Colomba
 
Molto spesso quando si parla delle problematiche relative alla disabilità ci si sofferma soprattutto su aiuti importantissimi, come per esempio: ausili, posti disabili per l'automobile, attrezzature elettromedicali, terapie... Ma, oltre a questi aspetti, c'è anche la quotidianità della persona disabile e con quotidianità intendo il doversi vestire, fare la doccia, spostarsi dalla carrozzina, espletare funzioni fisiologiche. Questo per spiegare come sia importante dare sostegno anche alle famiglie dei disabili tramite contributi, che possano essere utilizzati per assumere personale per assistere il proprio figlio. Al momento ci sono contributi per i disabili che vivono da soli e pochi per chi vive in famiglia, ma, con disabilità gravi, non tutti ci sentiamo di andare a vivere da soli, pur avendo diritto alla nostra autonomia e a non gravare eccessivamente sui nostri famigliari. Se venissero dati più contributi anche a chi vive in famiglia, si potrebbe comunque sviluppare e sostenere una forma di autonomia. Ovviamente il contributo dovrebbe essere di una certa entità e non di 30 euro al mese, come nel caso della quota riconosciuta a Colomba, che serve giusto a pagare una pizza. Forse non si capisce che la posta in gioco è alta, perché si sta parlando non solo della salute della persona disabile, ma anche dei suoi familiari. Oggi, per nostra fortuna, anche con patologie gravi, viviamo più a lungo, ma questo vuol dire che i nostri familiari, con il passare del tempo, avranno anche loro un'età più avanzata e di conseguenza bisogno di più aiuti per preservarsi da eventuali problemi fisici. I miei genitori, ad esempio, che hanno avuto problemi fisici causati dalla mia gestione sono stati costretti a svolgere visite, fisioterapie e, in più, hanno dovuto comunque, nel frattempo, continuare ad occuparsi di me. Senza contare che, per poter fare visite e terapie in orari compatibili con la mia assistenza e rapidamente, hanno dovuto ripiegare sul servizio privato, dove, improvvisamente, come Mosé di fronte alle acque del Mar Rosso tutto si spalanca e le liste d'attesa scompaiono.
 
Con i contributi a cui ho diritto, non posso permettermi una copertura completa di un assistente e la mia famiglia deve per forza integrare; se si è disabili e si ha a disposizione un patrimonio simile a quello della famiglia reale britannica, ci si può garantire una vita migliore, altrimenti ci si deve adattare. Anche in tempo di pandemia la musica non è cambiata: nei vari DPCM vengono dati alcuni aiuti ai disabili che lavorano, che abitano da soli, oppure che vivono in strutture semi residenziali. Insomma, si dà la precedenza a chi ha una vita autonoma.

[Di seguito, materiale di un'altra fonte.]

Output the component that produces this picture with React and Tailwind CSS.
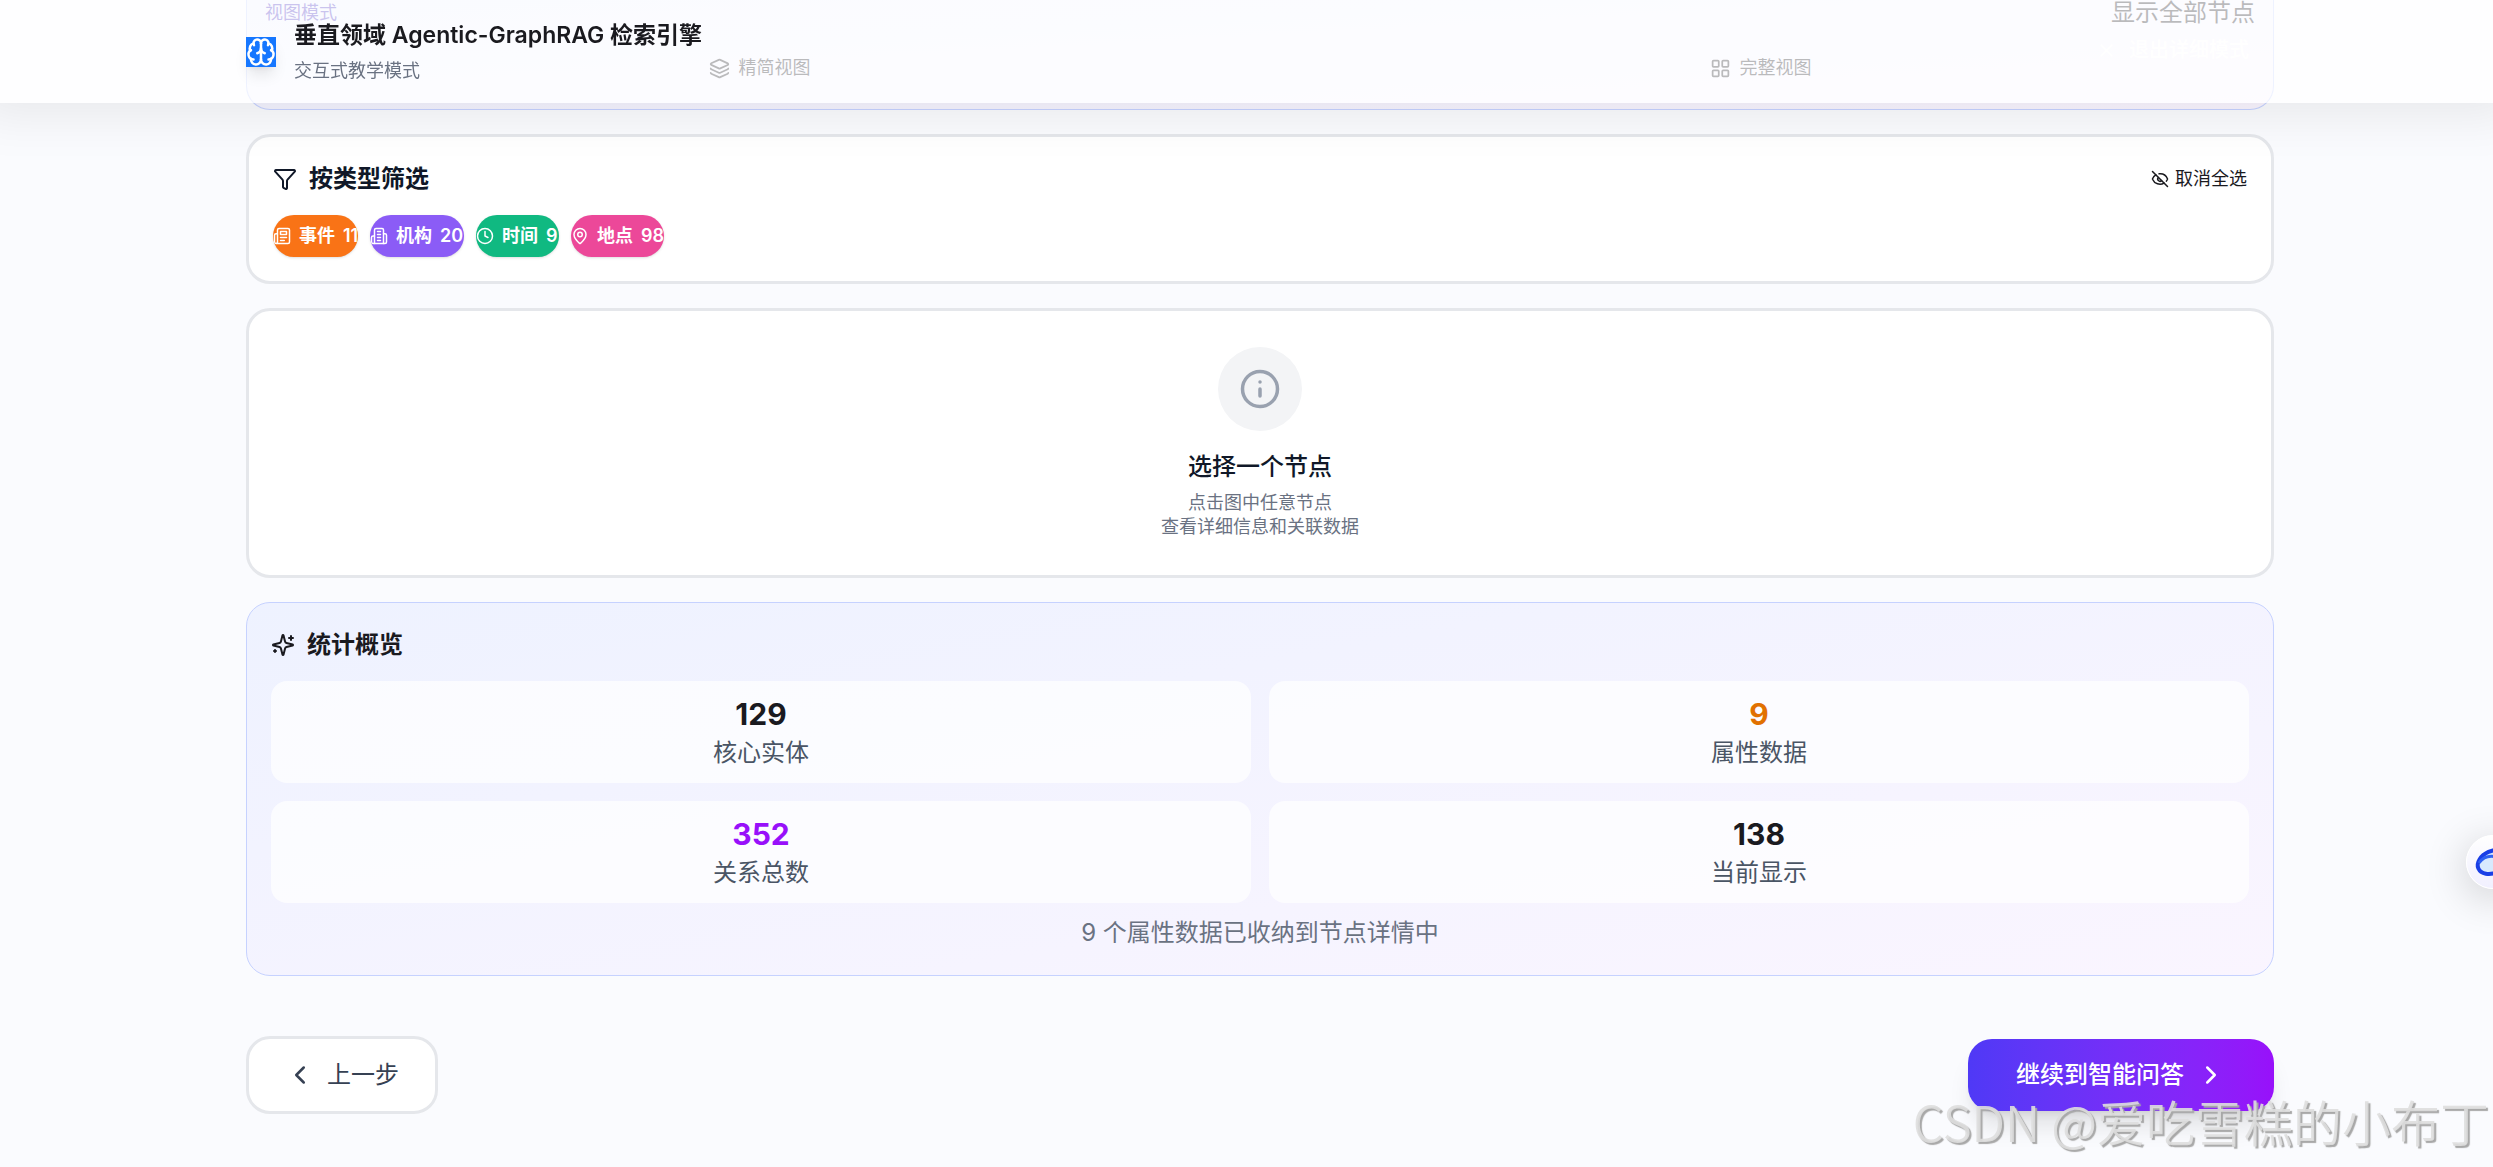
import { Brain, ChevronLeft, ChevronRight, Clock, EyeOff, Funnel, Info, Layers, LayoutGrid, MapPin, X } from 'lucide-react';

const LineIcon = ({ size, className, children }) => (
  <svg
    width={size}
    height={size}
    viewBox="0 0 24 24"
    fill="none"
    stroke="currentColor"
    strokeWidth="2"
    strokeLinecap="round"
    strokeLinejoin="round"
    className={className}
    aria-hidden="true"
  >
    {children}
  </svg>
);

const NewsIcon = (props) => (
  <LineIcon {...props}>
    <path d="M4 22h16a2 2 0 0 0 2-2V4a2 2 0 0 0-2-2H8a2 2 0 0 0-2 2v16a2 2 0 0 1-2 2Zm0 0a2 2 0 0 1-2-2v-9c0-1.1.9-2 2-2h2" />
    <path d="M18 14h-8M15 18h-5M10 6h8v4h-8V6Z" />
  </LineIcon>
);

const BuildingIcon = (props) => (
  <LineIcon {...props}>
    <path d="M6 22V4a2 2 0 0 1 2-2h8a2 2 0 0 1 2 2v18Z" />
    <path d="M6 12H4a2 2 0 0 0-2 2v6a2 2 0 0 0 2 2h2M18 9h2a2 2 0 0 1 2 2v9a2 2 0 0 1-2 2h-2" />
    <path d="M10 6h4M10 10h4M10 14h4M10 18h4" />
  </LineIcon>
);

const SparklesIcon = (props) => (
  <LineIcon {...props}>
    <path d="M9.937 15.5A2 2 0 0 0 8.5 14.063l-6.135-1.582a.5.5 0 0 1 0-.962L8.5 9.936A2 2 0 0 0 9.937 8.5l1.582-6.135a.5.5 0 0 1 .963 0L14.063 8.5A2 2 0 0 0 15.5 9.937l6.135 1.581a.5.5 0 0 1 0 .964L15.5 14.063a2 2 0 0 0-1.437 1.437l-1.582 6.135a.5.5 0 0 1-.963 0z" />
    <path d="M20 3v4M22 5h-4M4 17v2M5 18H3" />
  </LineIcon>
);

const types = [
  { label: '事件', count: 11, icon: NewsIcon, style: 'w-[85px] bg-[#f97316]' },
  { label: '机构', count: 20, icon: BuildingIcon, style: 'w-[94px] bg-[#8b5cf6]' },
  { label: '时间', count: 9, icon: Clock, style: 'w-[83px] bg-[#10b981]' },
  { label: '地点', count: 98, icon: MapPin, style: 'w-[93px] bg-[#ec4899]' },
];

const stats = [
  { label: '核心实体', value: 129, color: 'text-[#1a1a1f]' },
  { label: '属性数据', value: 9, color: 'text-[#e17100]' },
  { label: '关系总数', value: 352, color: 'text-[#9810fa]' },
  { label: '当前显示', value: 138, color: 'text-[#1a1a1f]' },
];

const Header = () => (
  <header className="fixed inset-x-0 top-0 z-10 bg-white/70 pl-[27px] shadow-[0_-12px_48px_24px_rgba(0,0,0,0.08)]">
    <div className="mx-auto flex max-w-[2028px] items-center gap-[18px] pt-[17px] pb-4">
      <div className="flex size-[30px] items-center justify-center bg-[#1677ff] text-white shadow-lg">
        <Brain size={30} />
      </div>
      <div>
        <h1 className="text-[23px] leading-9 font-semibold text-[#1a1a1f]">垂直领域 Agentic-GraphRAG 检索引擎</h1>
        <p className="mt-0.5 text-lg leading-8 text-[#6a7282]">交互式教学模式</p>
      </div>
    </div>
  </header>
);

const ViewMode = () => (
  <section className="relative rounded-b-3xl border-x border-b border-[#c6d2ff] bg-linear-to-br from-[#eef2ff] to-[#faf5ff] px-[18px] pb-[23px]">
    <div className="flex h-[26px] items-center justify-between leading-6">
      <span className="text-lg leading-6 text-[#4f39c6]">视图模式</span>
      <span className="text-2xl leading-6 text-[#1a1a1f]">显示全部节点</span>
    </div>
    <div className="mt-6 grid grid-cols-2 gap-3 text-lg leading-9 text-[#1a1a1f]">
      <button className="flex items-center justify-center gap-[9px]">
        <Layers size={21} />
        精简视图
      </button>
      <button className="flex items-center justify-center gap-[9px]">
        <LayoutGrid size={21} />
        完整视图
      </button>
    </div>
    <button className="absolute top-9 right-6 flex items-center gap-3 text-xl leading-7 font-medium text-white">
      <X size={21} />
      退出详细模式
    </button>
  </section>
);

const FilterCard = () => (
  <section className="rounded-3xl border-3 border-[#e5e7eb] bg-white p-6">
    <div className="flex items-center justify-between">
      <h2 className="flex items-center gap-3 text-2xl leading-9 font-semibold text-[#101828]">
        <Funnel size={24} />
        按类型筛选
      </h2>
      <button className="flex items-center gap-1.5 text-lg text-[#1a1a1f]">
        <EyeOff size={18} />
        取消全选
      </button>
    </div>
    <div className="mt-[18px] flex gap-3">
      {types.map(({ label, count, icon: Icon, style }) => (
        <button
          key={label}
          className={`flex h-[42px] items-center gap-2 overflow-hidden rounded-full text-lg font-semibold whitespace-nowrap text-white shadow-sm ${style}`}
        >
          <Icon size={18} className="shrink-0" />
          <span>{label}</span>
          <span>{count}</span>
        </button>
      ))}
    </div>
  </section>
);

const NodeCard = () => (
  <section className="flex flex-col items-center rounded-3xl border-3 border-[#e5e7eb] bg-white p-9 text-center">
    <div className="flex size-[84px] items-center justify-center rounded-full bg-[#f3f4f6] text-[#99a1af]">
      <Info size={42} />
    </div>
    <h2 className="mt-[18px] text-2xl leading-9 font-medium text-[#101828]">选择一个节点</h2>
    <p className="mt-1.5 text-lg leading-6 text-[#6a7282]">
      点击图中任意节点
      <br />
      查看详细信息和关联数据
    </p>
  </section>
);

const StatsCard = () => (
  <section className="rounded-3xl border border-[#c6d2ff] bg-linear-to-br from-[#eef2ff] to-[#faf5ff] p-6">
    <h2 className="flex items-center gap-3 text-2xl leading-9 font-semibold text-[#1a1a1f]">
      <SparklesIcon size={24} />
      统计概览
    </h2>
    <div className="mt-[18px] grid grid-cols-2 gap-[18px]">
      {stats.map((item) => (
        <div key={item.label} className="rounded-2xl bg-white/70 pt-[15px] pb-3 text-center">
          <p className={`text-3xl leading-9 font-bold ${item.color}`}>{item.value}</p>
          <p className="mt-[3px] text-2xl leading-9 text-[#4a5565]">{item.label}</p>
        </div>
      ))}
    </div>
    <p className="mt-3 text-center text-2xl leading-9 text-[#6a7282]">9 个属性数据已收纳到节点详情中</p>
  </section>
);

const Assistant = () => (
  <button
    aria-label="助手"
    className="fixed top-[835px] -right-[27px] z-20 size-[54px] rounded-full border border-white bg-linear-to-b from-white to-[#f1f0ff] shadow-[0_8px_44px_rgba(0,0,0,0.2)]"
  >
    <svg viewBox="0 0 54 54" fill="none" className="-m-px size-[54px]" aria-hidden="true">
      <ellipse cx="27" cy="27" rx="16" ry="11" transform="rotate(-24 27 27)" fill="#d8eafe" stroke="#1a3fe6" strokeWidth="4" />
      <path d="M13 28c4-6 11-8 18-6" stroke="#2f62f2" strokeWidth="3" />
    </svg>
  </button>
);

const App = () => {
  return (
    <div className="relative min-h-screen overflow-hidden bg-[#fafbfe] pl-[27px] font-[Inter,'Noto_Sans_CJK_SC',sans-serif]">
      <Header />
      <main className="mx-auto flex max-w-[2028px] flex-col gap-6">
        <ViewMode />
        <FilterCard />
        <NodeCard />
        <StatsCard />
        <div className="mt-9 flex items-center justify-between">
          <button className="flex items-center gap-3 rounded-3xl border-3 border-[#e5e7eb] bg-white px-9 py-[18px] text-2xl leading-9 text-[#364153]">
            <ChevronLeft size={30} />
            上一步
          </button>
          <button className="flex items-center gap-3 rounded-3xl bg-linear-to-r from-[#4f39f6] to-[#9810fa] px-12 py-[18px] text-2xl leading-9 font-medium text-white shadow-xl">
            继续到智能问答
            <ChevronRight size={30} />
          </button>
        </div>
      </main>
      <Assistant />
      <p className="pointer-events-none fixed right-1 bottom-3.5 z-20 font-['Noto_Sans_CJK_SC',sans-serif] text-[49px] leading-[64px] font-[350] text-[#dedede]/90 [text-shadow:2px_2px_1px_#a8a8a8]">
        CSDN @爱吃雪糕的小布丁
      </p>
    </div>
  );
};

export default App;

Intendiamoci, sono molto contento che ci siano disabili che vivono da soli perché possono essere d'esempio per altri disabili, ma in uno stato democratico è giusto garantire la libertà di scelta per tutti. Deve essere la persona a poter scegliere se vivere da sola oppure no, e, se decide di vivere con la propria famiglia, deve poterlo fare, senza rinunciare alla propria autonomia, a una gestione autonoma e indipendente. Spero che un giorno questa linea di pensiero, che condivido con tanti altri disabili, venga presa seriamente in considerazione.

Mattia Abbate, l'autore di questa rubrica, è affetto da distrofia muscolare di Duchenne. "Questo spazio - dice - è nato per aiutare chi convive con difficoltà di vario genere ad affrontarle e offre alle persone sane un punto di vista diverso sulla realtà che le circonda".